(Stored data entries)

____________

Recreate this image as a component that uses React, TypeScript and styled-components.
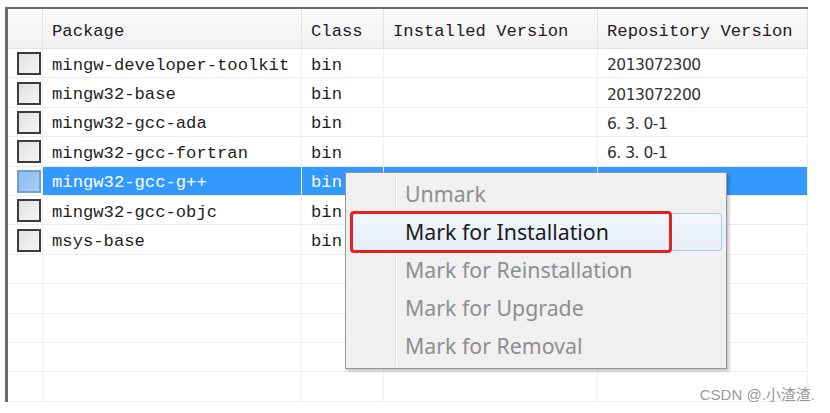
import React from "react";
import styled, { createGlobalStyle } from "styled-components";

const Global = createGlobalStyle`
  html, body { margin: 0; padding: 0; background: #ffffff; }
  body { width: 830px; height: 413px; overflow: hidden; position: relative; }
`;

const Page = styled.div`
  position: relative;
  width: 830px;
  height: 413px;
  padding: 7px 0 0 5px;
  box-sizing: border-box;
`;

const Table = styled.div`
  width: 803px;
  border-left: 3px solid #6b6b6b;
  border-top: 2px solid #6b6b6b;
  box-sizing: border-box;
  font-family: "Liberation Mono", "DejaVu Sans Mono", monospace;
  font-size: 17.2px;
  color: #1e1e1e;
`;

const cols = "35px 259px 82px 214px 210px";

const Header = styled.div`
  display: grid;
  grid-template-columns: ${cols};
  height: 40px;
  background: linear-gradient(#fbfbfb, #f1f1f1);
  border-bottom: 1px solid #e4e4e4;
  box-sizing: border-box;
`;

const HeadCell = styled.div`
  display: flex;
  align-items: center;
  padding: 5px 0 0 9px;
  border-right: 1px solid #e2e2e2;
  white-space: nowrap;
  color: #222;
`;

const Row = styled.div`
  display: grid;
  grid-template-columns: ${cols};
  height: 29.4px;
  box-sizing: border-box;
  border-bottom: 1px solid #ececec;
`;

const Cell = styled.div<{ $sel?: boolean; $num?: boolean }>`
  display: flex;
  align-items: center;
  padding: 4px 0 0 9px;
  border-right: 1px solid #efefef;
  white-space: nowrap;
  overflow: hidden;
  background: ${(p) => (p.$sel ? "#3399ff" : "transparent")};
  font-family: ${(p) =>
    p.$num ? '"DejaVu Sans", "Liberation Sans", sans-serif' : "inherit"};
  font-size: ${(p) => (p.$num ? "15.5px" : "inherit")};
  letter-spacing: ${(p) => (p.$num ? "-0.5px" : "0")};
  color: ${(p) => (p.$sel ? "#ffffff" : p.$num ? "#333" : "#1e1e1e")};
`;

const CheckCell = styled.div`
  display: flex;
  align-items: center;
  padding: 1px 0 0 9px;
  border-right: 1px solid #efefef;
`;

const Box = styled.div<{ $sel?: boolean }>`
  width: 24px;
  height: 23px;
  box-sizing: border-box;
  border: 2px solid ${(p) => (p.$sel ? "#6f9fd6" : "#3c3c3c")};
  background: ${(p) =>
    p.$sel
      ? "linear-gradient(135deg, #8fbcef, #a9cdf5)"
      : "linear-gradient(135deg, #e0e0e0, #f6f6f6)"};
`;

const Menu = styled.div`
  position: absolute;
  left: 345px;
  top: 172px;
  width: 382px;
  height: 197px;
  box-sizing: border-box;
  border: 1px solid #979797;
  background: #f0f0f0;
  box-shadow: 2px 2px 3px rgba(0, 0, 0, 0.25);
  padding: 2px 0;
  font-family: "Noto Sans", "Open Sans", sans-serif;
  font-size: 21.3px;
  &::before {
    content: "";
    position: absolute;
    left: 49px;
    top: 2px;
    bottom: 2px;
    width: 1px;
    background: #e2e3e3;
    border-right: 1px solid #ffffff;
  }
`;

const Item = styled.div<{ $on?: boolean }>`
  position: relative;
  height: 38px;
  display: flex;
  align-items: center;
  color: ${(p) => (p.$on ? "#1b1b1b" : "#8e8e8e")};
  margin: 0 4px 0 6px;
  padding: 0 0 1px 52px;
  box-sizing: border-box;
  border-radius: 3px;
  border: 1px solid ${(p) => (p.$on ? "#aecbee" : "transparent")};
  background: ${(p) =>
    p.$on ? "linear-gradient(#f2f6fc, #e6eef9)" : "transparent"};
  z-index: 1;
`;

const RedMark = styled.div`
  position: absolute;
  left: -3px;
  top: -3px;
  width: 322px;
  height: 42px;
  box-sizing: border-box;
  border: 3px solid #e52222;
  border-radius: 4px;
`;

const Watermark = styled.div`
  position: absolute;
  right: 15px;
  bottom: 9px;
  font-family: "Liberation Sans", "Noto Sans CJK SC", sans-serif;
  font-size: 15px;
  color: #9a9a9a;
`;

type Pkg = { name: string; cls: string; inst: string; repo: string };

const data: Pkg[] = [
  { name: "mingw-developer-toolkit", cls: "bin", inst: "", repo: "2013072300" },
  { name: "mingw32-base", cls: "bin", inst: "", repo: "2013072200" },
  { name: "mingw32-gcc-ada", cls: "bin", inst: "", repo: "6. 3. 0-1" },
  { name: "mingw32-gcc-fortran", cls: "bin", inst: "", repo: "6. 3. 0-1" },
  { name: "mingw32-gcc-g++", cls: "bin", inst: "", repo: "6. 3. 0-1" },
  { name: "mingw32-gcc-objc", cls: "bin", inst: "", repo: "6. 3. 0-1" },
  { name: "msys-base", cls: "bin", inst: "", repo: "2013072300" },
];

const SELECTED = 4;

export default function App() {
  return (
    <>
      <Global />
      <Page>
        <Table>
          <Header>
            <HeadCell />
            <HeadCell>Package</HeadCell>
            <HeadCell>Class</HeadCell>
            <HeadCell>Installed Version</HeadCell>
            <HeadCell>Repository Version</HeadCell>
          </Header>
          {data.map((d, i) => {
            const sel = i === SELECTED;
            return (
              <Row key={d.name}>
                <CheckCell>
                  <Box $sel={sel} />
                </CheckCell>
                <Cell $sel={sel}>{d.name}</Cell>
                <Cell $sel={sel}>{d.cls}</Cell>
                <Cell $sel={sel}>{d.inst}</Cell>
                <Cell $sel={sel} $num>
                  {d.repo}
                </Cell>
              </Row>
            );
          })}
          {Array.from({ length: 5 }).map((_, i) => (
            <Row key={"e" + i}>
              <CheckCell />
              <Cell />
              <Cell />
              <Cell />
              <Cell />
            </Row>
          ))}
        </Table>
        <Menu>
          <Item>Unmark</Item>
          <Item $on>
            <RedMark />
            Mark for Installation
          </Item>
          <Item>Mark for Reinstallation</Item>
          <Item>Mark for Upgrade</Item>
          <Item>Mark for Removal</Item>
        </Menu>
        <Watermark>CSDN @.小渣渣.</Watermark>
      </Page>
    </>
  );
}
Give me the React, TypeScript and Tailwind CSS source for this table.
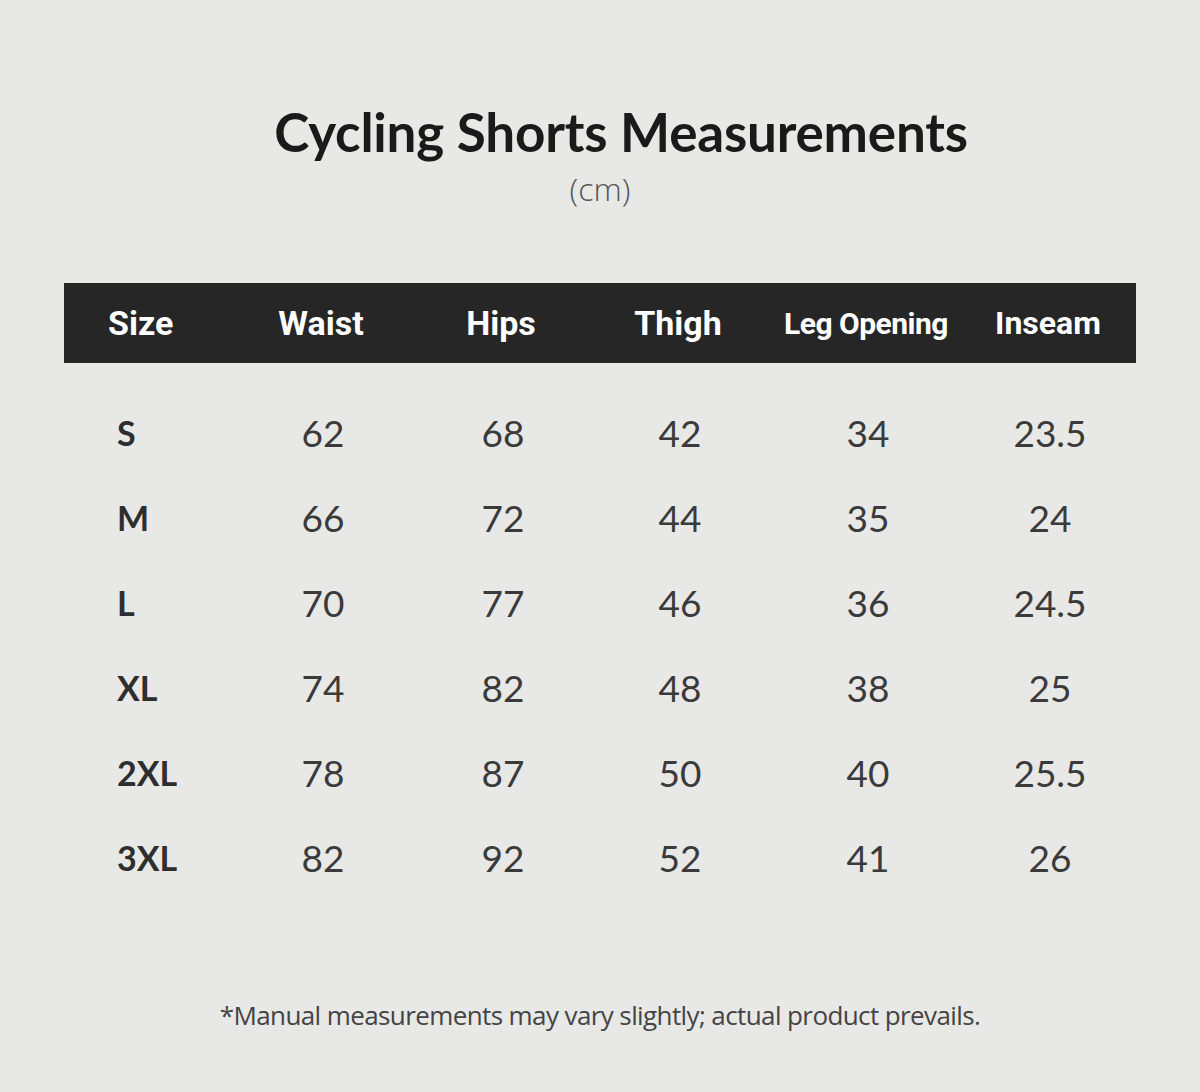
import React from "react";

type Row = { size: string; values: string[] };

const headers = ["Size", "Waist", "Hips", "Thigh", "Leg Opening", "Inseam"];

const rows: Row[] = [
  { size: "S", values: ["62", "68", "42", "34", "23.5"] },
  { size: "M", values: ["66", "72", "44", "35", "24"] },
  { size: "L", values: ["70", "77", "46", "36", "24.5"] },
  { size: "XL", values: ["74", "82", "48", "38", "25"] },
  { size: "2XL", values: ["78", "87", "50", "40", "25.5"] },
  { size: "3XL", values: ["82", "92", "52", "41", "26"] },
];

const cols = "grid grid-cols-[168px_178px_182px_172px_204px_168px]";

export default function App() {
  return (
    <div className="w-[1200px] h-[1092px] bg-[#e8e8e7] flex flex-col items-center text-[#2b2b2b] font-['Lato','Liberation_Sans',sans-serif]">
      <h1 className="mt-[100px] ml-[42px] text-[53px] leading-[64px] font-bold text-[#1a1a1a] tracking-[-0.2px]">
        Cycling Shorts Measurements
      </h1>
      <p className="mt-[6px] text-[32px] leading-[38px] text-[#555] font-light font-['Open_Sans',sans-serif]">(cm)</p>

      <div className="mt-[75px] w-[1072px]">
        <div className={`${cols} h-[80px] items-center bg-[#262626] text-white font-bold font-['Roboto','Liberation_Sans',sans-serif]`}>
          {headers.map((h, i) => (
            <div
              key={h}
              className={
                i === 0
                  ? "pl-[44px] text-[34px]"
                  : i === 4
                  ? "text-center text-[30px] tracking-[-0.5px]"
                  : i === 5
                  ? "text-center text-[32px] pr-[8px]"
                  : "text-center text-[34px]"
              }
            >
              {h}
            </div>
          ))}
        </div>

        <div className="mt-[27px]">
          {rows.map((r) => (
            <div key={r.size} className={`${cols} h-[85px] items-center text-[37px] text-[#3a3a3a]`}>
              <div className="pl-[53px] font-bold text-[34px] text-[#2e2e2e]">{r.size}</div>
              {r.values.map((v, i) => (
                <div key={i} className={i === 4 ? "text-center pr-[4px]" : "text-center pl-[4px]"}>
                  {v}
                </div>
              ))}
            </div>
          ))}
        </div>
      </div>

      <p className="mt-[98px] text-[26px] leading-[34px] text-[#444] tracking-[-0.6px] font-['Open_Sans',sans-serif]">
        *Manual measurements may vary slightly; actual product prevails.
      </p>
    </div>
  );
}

____________

What you need to do: Start at the first line of the records and write out everything up to and including the line containing "259px 82px 214px". No pictures.

Exercise solution:
Recreate this image as a component that uses React, TypeScript and styled-components.
import React from "react";
import styled, { createGlobalStyle } from "styled-components";

const Global = createGlobalStyle`
  html, body { margin: 0; padding: 0; background: #ffffff; }
  body { width: 830px; height: 413px; overflow: hidden; position: relative; }
`;

const Page = styled.div`
  position: relative;
  width: 830px;
  height: 413px;
  padding: 7px 0 0 5px;
  box-sizing: border-box;
`;

const Table = styled.div`
  width: 803px;
  border-left: 3px solid #6b6b6b;
  border-top: 2px solid #6b6b6b;
  box-sizing: border-box;
  font-family: "Liberation Mono", "DejaVu Sans Mono", monospace;
  font-size: 17.2px;
  color: #1e1e1e;
`;

const cols = "35px 259px 82px 214px 210px";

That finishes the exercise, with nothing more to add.